Un coup de tonnerre qui a frappé simultaném­ent le Japon et la France. Soupçonné de fraude fiscale et d’abus de biens sociaux, Carlos Ghosn, patron de l’alliance Renault-NissanMits­ubishi, no 1 mondial de l’automobile avec 10,6 millions de véhicules écoulés en 2017, dort depuis lundi dans une prison de la banlieue de Tokyo. Il a, dans la foulée, été démis de ses fonctions de président de Nissan et de Mitsubishi. Si Renault lui conservait sa confiance à l’heure où nous rédigions ces lignes, on voit mal comment le Franco-Libanais peut espérer se maintenir au volant de l’alliance, alors que le dossier d’accusation s’épaissit de jour en jour. La coalition de constructe­urs, unique au monde par sa taille, pourrait donc être la victime collatéral­e de ce scandale, tant son président en est depuis près de vingt ans la clef de voûte. « Elle sera difficile à gérer sans Carlos Ghosn », a d’ailleurs convenu le directeur général de Mitsubishi Motors, Osamu Masuko, tandis que chez Nissan les dirigeants ne cachent plus leur volonté de profiter de l’occasion pour rééquilibr­er l’alliance. Renault détient en effet 43 % du capital du japonais, tandis que Nissan ne détient que 15 % du français, et surtout aucun droit de vote. Or l’équilibre capitalist­ique de 1999 – Nissan était alors au bord de la faillite – ne traduit plus la réalité opérationn­elle actuelle : le constructe­ur de l’archipel réalise un chiffre d’affaires nettement supérieur à celui du français (93 milliards d’euros, contre 58,8 milliards pour le français en 2017). De là à ce que la coalition implose, il y a un pas que l’on ne franchira pas. En effet, rien que sur l’année 2017, l’alliance a permis à Nissan et à Renault de réaliser 58,8 milliards d’euros d’économies grâce aux synergies mises en place.
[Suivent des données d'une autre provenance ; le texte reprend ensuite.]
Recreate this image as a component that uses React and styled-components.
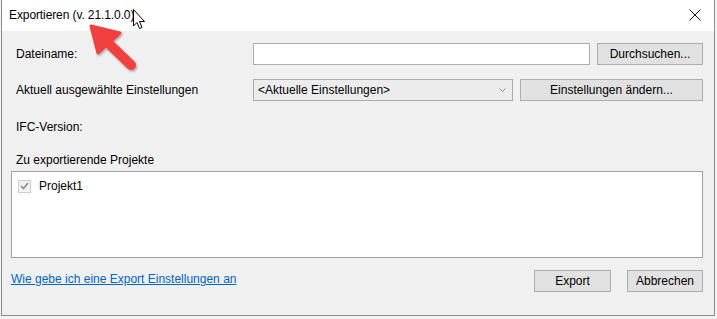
import React from "react";
import styled, { createGlobalStyle } from "styled-components";

const GlobalStyle = createGlobalStyle`
  html, body {
    margin: 0;
    padding: 0;
    background: #f3f3f3;
    overflow: hidden;
  }
  body {
    font-family: "Liberation Sans", Arial, sans-serif;
    font-size: 12px;
    color: #000;
  }
`;

const Frame = styled.div`
  position: relative;
  width: 714px;
  height: 316px;
  margin-left: 1px;
  border-left: 1px solid #8c8c8c;
  border-right: 1px solid #8c8c8c;
  border-bottom: 1px solid #8c8c8c;
  background: #f0f0f0;
  display: flex;
  flex-direction: column;
  box-sizing: border-box;
`;

const TitleBar = styled.div`
  height: 31px;
  background: #fff;
  display: flex;
  align-items: center;
  justify-content: space-between;
  padding: 0 13px 0 7px;
  flex-shrink: 0;
`;

const Title = styled.span`
  font-size: 12px;
  letter-spacing: -0.1px;
  margin-top: -2px;
`;

const CloseIcon = styled.svg`
  width: 12px;
  height: 12px;
  margin-top: -1px;
`;

const Body = styled.div`
  flex: 1;
  display: flex;
  flex-direction: column;
  padding: 12px 11px 0 9px;
`;

const Row = styled.div`
  display: flex;
  align-items: center;
  height: 22px;
  margin-bottom: ${(p) => p.$gap || 0}px;
`;

const Label = styled.div`
  width: 242px;
  padding-left: 5px;
  box-sizing: border-box;
  flex-shrink: 0;
`;

const TextField = styled.div`
  width: 337px;
  height: 22px;
  box-sizing: border-box;
  border: 1px solid #abadb3;
  background: #fff;
`;

const Select = styled.div`
  width: 260px;
  height: 22px;
  box-sizing: border-box;
  border: 1px solid #acacac;
  background: #ececec;
  display: flex;
  align-items: center;
  justify-content: space-between;
  padding: 0 6px 0 4px;
`;

const Chevron = styled.svg`
  width: 7px;
  height: 5px;
`;

const Button = styled.div`
  width: ${(p) => p.$w}px;
  height: 22px;
  box-sizing: border-box;
  border: 1px solid #adadad;
  background: #e1e1e1;
  display: flex;
  align-items: center;
  justify-content: center;
  margin-left: ${(p) => p.$ml || 0}px;
`;

const Text = styled.div`
  padding-left: 5px;
  height: 22px;
  display: flex;
  align-items: center;
  margin-bottom: ${(p) => p.$gap || 0}px;
`;

const ListBox = styled.div`
  height: 87px;
  box-sizing: border-box;
  border: 1px solid #a0a0a0;
  background: #fff;
  padding: 7px 0 0 6px;
`;

const Item = styled.div`
  display: flex;
  align-items: center;
  gap: 8px;
`;

const Check = styled.div`
  width: 13px;
  height: 13px;
  box-sizing: border-box;
  border: 1px solid #cccccc;
  background: #f2f2f2;
  display: flex;
  align-items: center;
  justify-content: center;
`;

const Footer = styled.div`
  display: flex;
  align-items: center;
  margin-top: 12px;
  height: 22px;
`;

const HelpLink = styled.a`
  color: #0066cc;
  text-decoration: underline;
  flex: 1;
  margin-top: -4px;
`;

const Overlay = styled.svg`
  position: absolute;
  left: 0;
  top: 0;
  pointer-events: none;
`;

export default function App() {
  return (
    <>
      <GlobalStyle />
      <Frame>
        <TitleBar>
          <Title>Exportieren (v. 21.1.0.0)</Title>
          <CloseIcon viewBox="0 0 12 12">
            <path d="M0.5 0.5 L11.5 11.5 M11.5 0.5 L0.5 11.5" stroke="#111" strokeWidth="1" />
          </CloseIcon>
        </TitleBar>
        <Body>
          <Row $gap={14}>
            <Label>Dateiname:</Label>
            <TextField />
            <Button $w={106} $ml={7}>Durchsuchen...</Button>
          </Row>
          <Row $gap={15}>
            <Label>Aktuell ausgewählte Einstellungen</Label>
            <Select>
              <span>&lt;Aktuelle Einstellungen&gt;</span>
              <Chevron viewBox="0 0 7 5">
                <path d="M0.5 0.5 L3.5 3.5 L6.5 0.5" fill="none" stroke="#888" strokeWidth="1" />
              </Chevron>
            </Select>
            <Button $w={183} $ml={7}>Einstellungen ändern...</Button>
          </Row>
          <Text $gap={11}>IFC-Version:</Text>
          <Text>Zu exportierende Projekte</Text>
          <ListBox>
            <Item>
              <Check>
                <svg width="9" height="8" viewBox="0 0 9 8">
                  <path d="M1 4 L3.5 6.5 L8 1" fill="none" stroke="#8a8a8a" strokeWidth="1.6" />
                </svg>
              </Check>
              <span>Projekt1</span>
            </Item>
          </ListBox>
          <Footer>
            <HelpLink>Wie gebe ich eine Export Einstellungen an</HelpLink>
            <Button $w={77}>Export</Button>
            <Button $w={76} $ml={16}>Abbrechen</Button>
          </Footer>
        </Body>
        <Overlay width="160" height="80" viewBox="0 0 160 80">
          <defs>
            <filter id="sh" x="-30%" y="-30%" width="160%" height="160%">
              <feDropShadow dx="1" dy="1.5" stdDeviation="1.2" floodColor="#000" floodOpacity="0.35" />
            </filter>
          </defs>
          <g filter="url(#sh)">
            <path d="M89 26 L118 33 L96 53 Z" fill="#f1403e" stroke="#f1403e" strokeWidth="3" strokeLinejoin="round" />
            <path d="M103 40 L129 65" stroke="#f1403e" strokeWidth="10" strokeLinecap="round" />
          </g>
          <path
            d="M131.5 9.5 L131.5 26 L135 22.5 L137.5 28.5 L140 27.5 L137.5 21.5 L142.5 21.5 Z"
            fill="#fff"
            stroke="#000"
            strokeWidth="1"
            strokeLinejoin="round"
          />
        </Overlay>
      </Frame>
    </>
  );
}
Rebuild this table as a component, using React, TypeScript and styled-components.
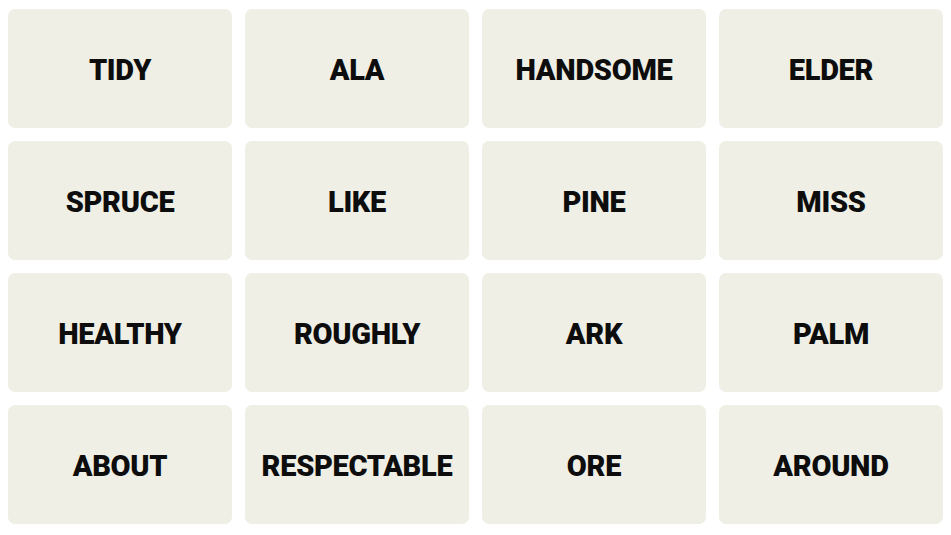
import styled, { createGlobalStyle } from "styled-components";

const GlobalStyle = createGlobalStyle`
  html, body {
    margin: 0;
    padding: 0;
    background: #fff;
  }
`;

const Board = styled.div`
  display: grid;
  grid-template-columns: repeat(4, 224px);
  grid-auto-rows: 119px;
  gap: 13px;
  padding: 9px 8px;
`;

const Tile = styled.button`
  display: flex;
  align-items: center;
  justify-content: center;
  border: none;
  border-radius: 7px;
  background-color: #efefe6;
  color: #0d0d0d;
  font-family: Roboto, "Liberation Sans", sans-serif;
  font-weight: 900;
  font-size: 29px;
  letter-spacing: -0.3px;
  text-transform: uppercase;
  padding: 2px 0 0;
  cursor: pointer;
`;

const words = [
  "TIDY", "ALA", "HANDSOME", "ELDER",
  "SPRUCE", "LIKE", "PINE", "MISS",
  "HEALTHY", "ROUGHLY", "ARK", "PALM",
  "ABOUT", "RESPECTABLE", "ORE", "AROUND",
];

export default function App() {
  return (
    <>
      <GlobalStyle />
      <Board>
        {words.map((w) => (
          <Tile key={w}>{w}</Tile>
        ))}
      </Board>
    </>
  );
}
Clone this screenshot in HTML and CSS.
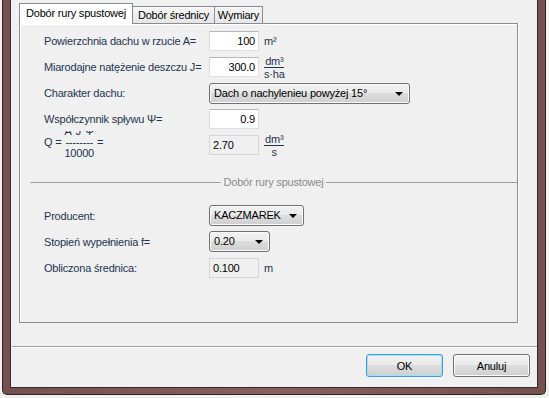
FILE: index.html
```html
<!DOCTYPE html>
<html lang="pl">
<head>
    <meta charset="UTF-8">
    <title>Dobór rury spustowej</title>
    <link rel="stylesheet" href="styles.css">
</head>
<body>
    <!-- Dialog window with brown frame -->
    <div class="window">
        <div class="client">

            <!-- Tab control -->
            <div class="tab-control">
                <div class="tab-strip">
                    <div class="tab tab-active">Dobór rury spustowej</div>
                    <div class="tab tab-second">Dobór średnicy</div>
                    <div class="tab tab-third">Wymiary</div>
                </div>

                <div class="tab-page">
                    <div class="form-rows">
                        <div class="form-row">
                            <span class="form-label">Powierzchnia dachu w rzucie A=</span>
                            <span class="text-box">100</span>
                            <span class="unit">m²</span>
                        </div>

                        <div class="form-row">
                            <span class="form-label">Miarodajne natężenie deszczu J=</span>
                            <span class="text-box">300.0</span>
                            <span class="unit-frac">
                                <span class="frac-num">dm³</span>
                                <span class="frac-den">s·ha</span>
                            </span>
                        </div>

                        <div class="form-row">
                            <span class="form-label">Charakter dachu:</span>
                            <span class="combo combo-roof">
                                Dach o nachylenieu powyżej 15°
                                <span class="combo-arrow"></span>
                            </span>
                        </div>

                        <div class="form-row">
                            <span class="form-label">Współczynnik spływu Ψ=</span>
                            <span class="text-box">0.9</span>
                        </div>

                        <div class="form-row">
                            <span class="form-label q-label">
                                <span class="q-formula">
                                    <span></span><span>A*J*Ψ</span><span></span>
                                    <span>Q =</span><span>--------</span><span>=</span>
                                    <span></span><span>10000</span><span></span>
                                </span>
                            </span>
                            <span class="text-box text-box-readonly">2.70</span>
                            <span class="unit-frac">
                                <span class="frac-num">dm³</span>
                                <span class="frac-den">s</span>
                            </span>
                        </div>
                    </div>

                    <!-- Group separator -->
                    <div class="group-title">Dobór rury spustowej</div>

                    <div class="form-rows form-rows-lower">
                        <div class="form-row">
                            <span class="form-label">Producent:</span>
                            <span class="combo combo-maker">
                                KACZMAREK
                                <span class="combo-arrow"></span>
                            </span>
                        </div>

                        <div class="form-row">
                            <span class="form-label">Stopień wypełnienia f=</span>
                            <span class="combo combo-fill">
                                0.20
                                <span class="combo-arrow"></span>
                            </span>
                        </div>

                        <div class="form-row">
                            <span class="form-label">Obliczona średnica:</span>
                            <span class="text-box text-box-readonly">0.100</span>
                            <span class="unit">m</span>
                        </div>
                    </div>
                </div>
            </div>

            <!-- Dialog buttons -->
            <div class="button-bar">
                <button class="btn btn-default">OK</button>
                <button class="btn">Anuluj</button>
            </div>
        </div>
    </div>
</body>
</html>
```

FILE: styles.css
```css
/* Page base */
html, body {
    margin: 0;
    padding: 0;
}

body {
    width: 549px;
    height: 398px;
    overflow: hidden;
    background-color: #f0f0f0;
    font-family: 'Liberation Sans', Arial, sans-serif;
    font-size: 11px;
    letter-spacing: -0.2px;
    color: #000;
}

/* Window frame */
.window {
    box-sizing: border-box;
    width: 544px;
    height: 395px;
    margin-left: 2px;
    border: 1px solid #2f2222;
    border-top: none;
    border-radius: 0 0 5px 5px;
    padding: 0 7px 6px 7px;
    background: linear-gradient(90deg, #74504f, #86605f 50%, #74504f);
}

.client {
    box-sizing: border-box;
    height: 388px;
    border: 1px solid #3a2929;
    border-top: none;
    background-color: #f0f0f0;
}

/* Tab control */
.tab-control {
    margin-left: 8px;
    padding-top: 3px;
}

.tab-strip {
    display: flex;
    align-items: flex-end;
    height: 20px;
}

.tab {
    box-sizing: border-box;
    height: 17px;
    padding-top: 2px;
    text-align: center;
    border-top: 1px solid #898c95;
    border-right: 1px solid #898c95;
    background: linear-gradient(#f6f6f6, #e6e6e6);
}

.tab-active {
    position: relative;
    z-index: 1;
    width: 114px;
    height: 21px;
    margin-bottom: -1px;
    padding-top: 3px;
    border-left: 1px solid #898c95;
    background: #fff;
}

.tab-second {
    width: 82px;
}

.tab-third {
    width: 48px;
}

.tab-page {
    box-sizing: border-box;
    width: 499px;
    height: 300px;
    border: 1px solid #898c95;
    background-color: #f0f0f0;
    box-shadow: inset 1px 1px 0 #fff, 1px 0 0 #fff;
    padding: 7px 0 0 10px;
}

/* Form rows */
.form-rows {
    display: flex;
    flex-direction: column;
    gap: 6px;
    padding-left: 14px;
}

.form-rows-lower {
    gap: 5px;
    margin-top: 17px;
}

.form-row {
    display: flex;
    align-items: center;
    height: 20px;
}

.form-rows-lower .form-row {
    height: 21px;
}

.form-label {
    width: 165px;
    flex-shrink: 0;
    color: #1d3452;
}

/* Q = A*J*Psi / 10000 label, top line clipped like the original control */
.q-label {
    height: 28px;
    overflow: hidden;
}

.q-formula {
    display: grid;
    grid-template-columns: auto auto auto;
    column-gap: 3px;
    justify-items: center;
    justify-content: start;
    line-height: 11px;
    margin-top: -5px;
}

/* Text boxes */
.text-box {
    box-sizing: border-box;
    width: 50px;
    height: 20px;
    padding: 0 3px;
    line-height: 18px;
    text-align: right;
    background-color: #fff;
    border: 1px solid #dde1e6;
    border-top-color: #b4b7bd;
}

.text-box-readonly {
    text-align: left;
    background-color: #f0f0f0;
    border-color: #d6d6d6;
}

.unit {
    margin-left: 5px;
    color: #1d3452;
}

.unit-frac {
    display: inline-flex;
    flex-direction: column;
    align-items: center;
    margin-left: 5px;
    line-height: 10px;
    color: #1d3452;
}

.frac-num {
    border-bottom: 1px solid #1d3452;
    padding: 0 1px 1px;
}

.frac-den {
    padding-top: 1px;
}

/* Drop-down lists */
.combo {
    position: relative;
    box-sizing: border-box;
    height: 21px;
    padding-left: 4px;
    line-height: 19px;
    border: 1px solid #707070;
    border-radius: 3px;
    background: linear-gradient(#f2f2f2, #ebebeb 45%, #dddddd 50%, #cfcfcf);
    box-shadow: inset 0 0 0 1px #fafafa;
}

.combo-roof {
    width: 201px;
}

.combo-maker {
    width: 95px;
}

.combo-fill {
    width: 61px;
}

.combo-arrow {
    position: absolute;
    right: 6px;
    top: 8px;
    width: 0;
    height: 0;
    border-left: 4px solid transparent;
    border-right: 4px solid transparent;
    border-top: 4px solid #000;
}

/* Group separator with centered title */
.group-title {
    display: flex;
    align-items: center;
    gap: 3px;
    height: 12px;
    margin-top: 21px;
    line-height: 12px;
    color: #8a8a8a;
}

.group-title::before,
.group-title::after {
    content: "";
    flex: 1;
    border-top: 1px solid #a0a0a0;
}

/* Bottom button bar */
.button-bar {
    display: flex;
    justify-content: flex-end;
    gap: 10px;
    margin: 23px 0 0 1px;
    padding: 7px 7px 0 0;
    border-top: 1px solid #a0a0a0;
    box-shadow: inset 0 1px 0 #fff;
}

.btn {
    box-sizing: border-box;
    width: 77px;
    height: 23px;
    padding: 0;
    font-family: 'Liberation Sans', Arial, sans-serif;
    font-size: 11px;
    letter-spacing: -0.2px;
    color: #000;
    border: 1px solid #707070;
    border-radius: 3px;
    background: linear-gradient(#f2f2f2, #ebebeb 45%, #dddddd 50%, #cfcfcf);
    box-shadow: inset 0 0 0 1px #fbfbfb;
}

.btn-default {
    border-color: #3c9ce0;
    box-shadow: inset 0 0 0 1px #9fe0fb;
}
```
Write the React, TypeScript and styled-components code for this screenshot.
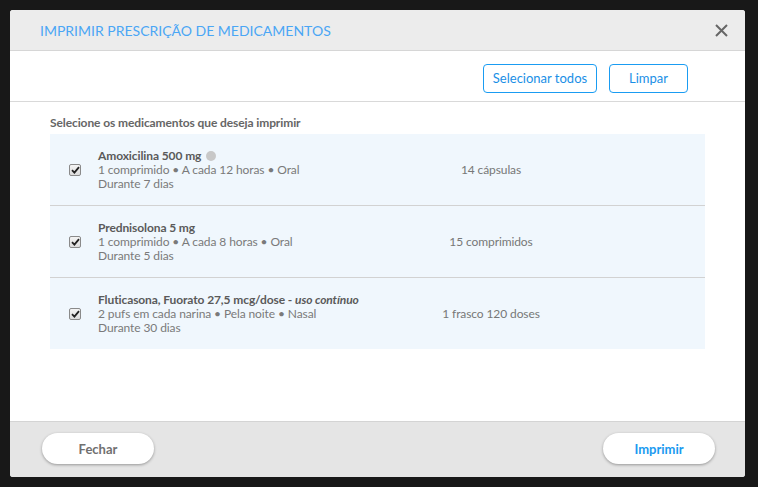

60 % de leurs véhicules sont en effet issus des mêmes plateforme­s de production. « Détricoter l’ensemble leur coûterait une fortune, et les rendrait extrêmemen­t fragiles, alors que le secteur subit une triple révolution : électrique, autonome et connectée », souligne Jean-Pierre Corniou, directeur général adjoint chez SIA Conseil. Reste maintenant à trouver un patron potentiel, connaissan­t à la fois Renault et Nissan, et fin connaisseu­r de la culture japonaise… Voilà qui fait furieuseme­nt penser à l’ex-bras droit de Ghosn et actuel patron de PSA, un autre Carlos : Tavares.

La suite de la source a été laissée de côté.